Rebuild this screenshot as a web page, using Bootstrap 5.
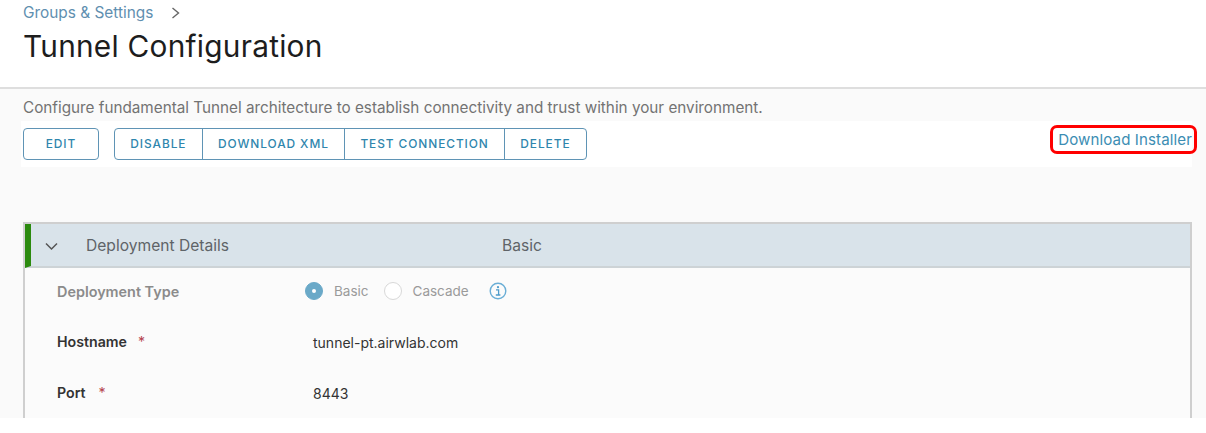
<!DOCTYPE html>
<html lang="en"><head><meta charset="utf-8"><title>Tunnel Configuration</title>
<link href="https://cdn.jsdelivr.net/npm/bootstrap@5.3.0/dist/css/bootstrap.min.css" rel="stylesheet">
<style>
html,body{height:433px;overflow:hidden;background:#fff}
body{font-family:Inter,"Liberation Sans",sans-serif;color:#3a3a3a;width:1206px}
.page-head{height:87px;padding:4px 0 0 23px}
.crumb{font-size:15.4px;line-height:18px;color:#5f8fb0;text-decoration:none}
.crumb-row{gap:18px}
.page-title{font-size:29.8px;font-weight:400;line-height:36px;margin:6px 0 0;color:#1d1d1d;letter-spacing:.25px}
.main-area{border-top:2px solid #dedede;background:#fafafa;height:331px;padding:0 14px 0 23px}
.intro{font-size:15.28px;line-height:20px;color:#737373;padding-top:9px;height:32px;margin:0}
.tool-strip{background:#fff;height:46px;margin-left:-2px;padding:7px 0 0 2px}
.tool-btn{--bs-btn-color:#2f86ad;--bs-btn-border-color:#5f94b5;--bs-btn-hover-color:#2f86ad;--bs-btn-hover-bg:#eef5f9;--bs-btn-hover-border-color:#5f94b5;--bs-btn-font-size:11.9px;--bs-btn-font-weight:500;--bs-btn-padding-y:0;--bs-btn-padding-x:15.3px;--bs-btn-border-radius:4px;height:32px;line-height:30px;letter-spacing:.93px;white-space:nowrap}
.btn-edit{width:76px;margin-right:15px;padding:0}
.install-link{font-size:15.1px;line-height:23px;height:29px;color:#3c8db3;text-decoration:none;border:3px solid #f00;border-radius:7px;padding:0 2px 0 5px;margin:-3px -5px 0 0;letter-spacing:.1px}
.panel-box{margin-top:55px;border:2px solid #cfcfcf;border-bottom:0;background:#fbfbfb;height:196px}
.panel-bar{height:44px;background:#d9e3ea;border-bottom:2px solid #cdd3d6;border-left:6px solid #2b8a0e;font-size:15.6px;color:#5f6468;padding-top:2px}
.bar-chevron{width:15px;margin-left:13px}
.bar-name{width:416px;margin-left:27px}
.form-line{height:51px;font-size:14px;padding-left:32px}
.form-line.first{height:46px;font-size:13.5px}
.form-line.first .field-name{font-size:14.4px;padding-top:2px;width:248px}
.field-name{width:247px;font-weight:600;color:#333;font-size:14.2px;padding-top:5px}
.first .field-name{color:#8b8b8b}
.req{color:#b5434f;font-weight:400;margin-left:11px}
.port-req{margin-left:13px}
.field-value{color:#333;padding-left:9px;padding-top:5px}
.radio-dot{width:18px;height:18px;border-radius:50%;border:1px solid #d8d8d8;background:#fff;flex:none}
.radio-dot.on{background:#6aa9c8;border-color:#6aa9c8;display:flex;align-items:center;justify-content:center}
.radio-dot.on::after{content:"";width:4px;height:4px;border-radius:50%;background:#fff}
.radio-label{color:#9a9a9a;margin-left:11px;margin-right:15px}
.info-glyph{margin-left:5px}
.bottom-white{height:15px;background:#fff}
</style></head>
<body>
<header class="page-head">
  <div class="d-flex align-items-center crumb-row">
    <a class="crumb" href="#">Groups &amp; Settings</a>
    <svg width="9" height="14" viewBox="0 0 9 14" aria-hidden="true"><path d="M1.5 2l6 5-6 5" fill="none" stroke="#666" stroke-width="1.4"/></svg>
  </div>
  <h1 class="page-title">Tunnel Configuration</h1>
</header>
<main class="main-area">
  <p class="intro">Configure fundamental Tunnel architecture to establish connectivity and trust within your environment.</p>
  <div class="tool-strip d-flex align-items-start justify-content-between">
    <div class="d-flex">
      <button type="button" class="btn btn-outline-secondary tool-btn btn-edit">EDIT</button>
      <div class="btn-group">
        <button type="button" class="btn btn-outline-secondary tool-btn">DISABLE</button>
        <button type="button" class="btn btn-outline-secondary tool-btn">DOWNLOAD XML</button>
        <button type="button" class="btn btn-outline-secondary tool-btn">TEST CONNECTION</button>
        <button type="button" class="btn btn-outline-secondary tool-btn">DELETE</button>
      </div>
    </div>
    <a class="install-link" href="#">Download Installer</a>
  </div>
  <section class="panel-box">
    <div class="panel-bar d-flex align-items-center">
      <svg class="bar-chevron" height="9" viewBox="0 0 15 9" aria-hidden="true"><path d="M2 1.5l5.5 5.5L13 1.5" fill="none" stroke="#555" stroke-width="1.5"/></svg>
      <span class="bar-name">Deployment Details</span>
      <span>Basic</span>
    </div>
    <div class="form-line first d-flex align-items-center">
      <span class="field-name">Deployment Type</span>
      <span class="radio-dot on"></span><span class="radio-label">Basic</span>
      <span class="radio-dot"></span><span class="radio-label">Cascade</span>
      <svg width="18" height="18" viewBox="0 0 18 18" class="info-glyph" aria-hidden="true"><circle cx="9" cy="9" r="7.8" fill="none" stroke="#6aaed6" stroke-width="1.4"/><circle cx="9" cy="5.2" r="1.1" fill="#4d9ccb"/><path d="M7 7.8h2.6v5M6.8 13h4.6" fill="none" stroke="#4d9ccb" stroke-width="1.3"/></svg>
    </div>
    <div class="form-line d-flex align-items-center">
      <span class="field-name">Hostname<span class="req">*</span></span>
      <span class="field-value">tunnel-pt.airwlab.com</span>
    </div>
    <div class="form-line d-flex align-items-center">
      <span class="field-name">Port<span class="req port-req">*</span></span>
      <span class="field-value">8443</span>
    </div>
  </section>
</main>
<div class="bottom-white"></div>
<script src="https://cdn.jsdelivr.net/npm/bootstrap@5.3.0/dist/js/bootstrap.bundle.min.js"></script>
</body></html>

+ + +

## [GOAL]
Copy the whole of the material above exactly, but not its images.

## [SOLUTION FOR THIS PROBLEM]
Rebuild this screenshot as a web page, using Bootstrap 5.
<!DOCTYPE html>
<html lang="en"><head><meta charset="utf-8"><title>Tunnel Configuration</title>
<link href="https://cdn.jsdelivr.net/npm/bootstrap@5.3.0/dist/css/bootstrap.min.css" rel="stylesheet">
<style>
html,body{height:433px;overflow:hidden;background:#fff}
body{font-family:Inter,"Liberation Sans",sans-serif;color:#3a3a3a;width:1206px}
.page-head{height:87px;padding:4px 0 0 23px}
.crumb{font-size:15.4px;line-height:18px;color:#5f8fb0;text-decoration:none}
.crumb-row{gap:18px}
.page-title{font-size:29.8px;font-weight:400;line-height:36px;margin:6px 0 0;color:#1d1d1d;letter-spacing:.25px}
.main-area{border-top:2px solid #dedede;background:#fafafa;height:331px;padding:0 14px 0 23px}
.intro{font-size:15.28px;line-height:20px;color:#737373;padding-top:9px;height:32px;margin:0}
.tool-strip{background:#fff;height:46px;margin-left:-2px;padding:7px 0 0 2px}
.tool-btn{--bs-btn-color:#2f86ad;--bs-btn-border-color:#5f94b5;--bs-btn-hover-color:#2f86ad;--bs-btn-hover-bg:#eef5f9;--bs-btn-hover-border-color:#5f94b5;--bs-btn-font-size:11.9px;--bs-btn-font-weight:500;--bs-btn-padding-y:0;--bs-btn-padding-x:15.3px;--bs-btn-border-radius:4px;height:32px;line-height:30px;letter-spacing:.93px;white-space:nowrap}
.btn-edit{width:76px;margin-right:15px;padding:0}
.install-link{font-size:15.1px;line-height:23px;height:29px;color:#3c8db3;text-decoration:none;border:3px solid #f00;border-radius:7px;padding:0 2px 0 5px;margin:-3px -5px 0 0;letter-spacing:.1px}
.panel-box{margin-top:55px;border:2px solid #cfcfcf;border-bottom:0;background:#fbfbfb;height:196px}
.panel-bar{height:44px;background:#d9e3ea;border-bottom:2px solid #cdd3d6;border-left:6px solid #2b8a0e;font-size:15.6px;color:#5f6468;padding-top:2px}
.bar-chevron{width:15px;margin-left:13px}
.bar-name{width:416px;margin-left:27px}
.form-line{height:51px;font-size:14px;padding-left:32px}
.form-line.first{height:46px;font-size:13.5px}
.form-line.first .field-name{font-size:14.4px;padding-top:2px;width:248px}
.field-name{width:247px;font-weight:600;color:#333;font-size:14.2px;padding-top:5px}
.first .field-name{color:#8b8b8b}
.req{color:#b5434f;font-weight:400;margin-left:11px}
.port-req{margin-left:13px}
.field-value{color:#333;padding-left:9px;padding-top:5px}
.radio-dot{width:18px;height:18px;border-radius:50%;border:1px solid #d8d8d8;background:#fff;flex:none}
.radio-dot.on{background:#6aa9c8;border-color:#6aa9c8;display:flex;align-items:center;justify-content:center}
.radio-dot.on::after{content:"";width:4px;height:4px;border-radius:50%;background:#fff}
.radio-label{color:#9a9a9a;margin-left:11px;margin-right:15px}
.info-glyph{margin-left:5px}
.bottom-white{height:15px;background:#fff}
</style></head>
<body>
<header class="page-head">
  <div class="d-flex align-items-center crumb-row">
    <a class="crumb" href="#">Groups &amp; Settings</a>
    <svg width="9" height="14" viewBox="0 0 9 14" aria-hidden="true"><path d="M1.5 2l6 5-6 5" fill="none" stroke="#666" stroke-width="1.4"/></svg>
  </div>
  <h1 class="page-title">Tunnel Configuration</h1>
</header>
<main class="main-area">
  <p class="intro">Configure fundamental Tunnel architecture to establish connectivity and trust within your environment.</p>
  <div class="tool-strip d-flex align-items-start justify-content-between">
    <div class="d-flex">
      <button type="button" class="btn btn-outline-secondary tool-btn btn-edit">EDIT</button>
      <div class="btn-group">
        <button type="button" class="btn btn-outline-secondary tool-btn">DISABLE</button>
        <button type="button" class="btn btn-outline-secondary tool-btn">DOWNLOAD XML</button>
        <button type="button" class="btn btn-outline-secondary tool-btn">TEST CONNECTION</button>
        <button type="button" class="btn btn-outline-secondary tool-btn">DELETE</button>
      </div>
    </div>
    <a class="install-link" href="#">Download Installer</a>
  </div>
  <section class="panel-box">
    <div class="panel-bar d-flex align-items-center">
      <svg class="bar-chevron" height="9" viewBox="0 0 15 9" aria-hidden="true"><path d="M2 1.5l5.5 5.5L13 1.5" fill="none" stroke="#555" stroke-width="1.5"/></svg>
      <span class="bar-name">Deployment Details</span>
      <span>Basic</span>
    </div>
    <div class="form-line first d-flex align-items-center">
      <span class="field-name">Deployment Type</span>
      <span class="radio-dot on"></span><span class="radio-label">Basic</span>
      <span class="radio-dot"></span><span class="radio-label">Cascade</span>
      <svg width="18" height="18" viewBox="0 0 18 18" class="info-glyph" aria-hidden="true"><circle cx="9" cy="9" r="7.8" fill="none" stroke="#6aaed6" stroke-width="1.4"/><circle cx="9" cy="5.2" r="1.1" fill="#4d9ccb"/><path d="M7 7.8h2.6v5M6.8 13h4.6" fill="none" stroke="#4d9ccb" stroke-width="1.3"/></svg>
    </div>
    <div class="form-line d-flex align-items-center">
      <span class="field-name">Hostname<span class="req">*</span></span>
      <span class="field-value">tunnel-pt.airwlab.com</span>
    </div>
    <div class="form-line d-flex align-items-center">
      <span class="field-name">Port<span class="req port-req">*</span></span>
      <span class="field-value">8443</span>
    </div>
  </section>
</main>
<div class="bottom-white"></div>
<script src="https://cdn.jsdelivr.net/npm/bootstrap@5.3.0/dist/js/bootstrap.bundle.min.js"></script>
</body></html>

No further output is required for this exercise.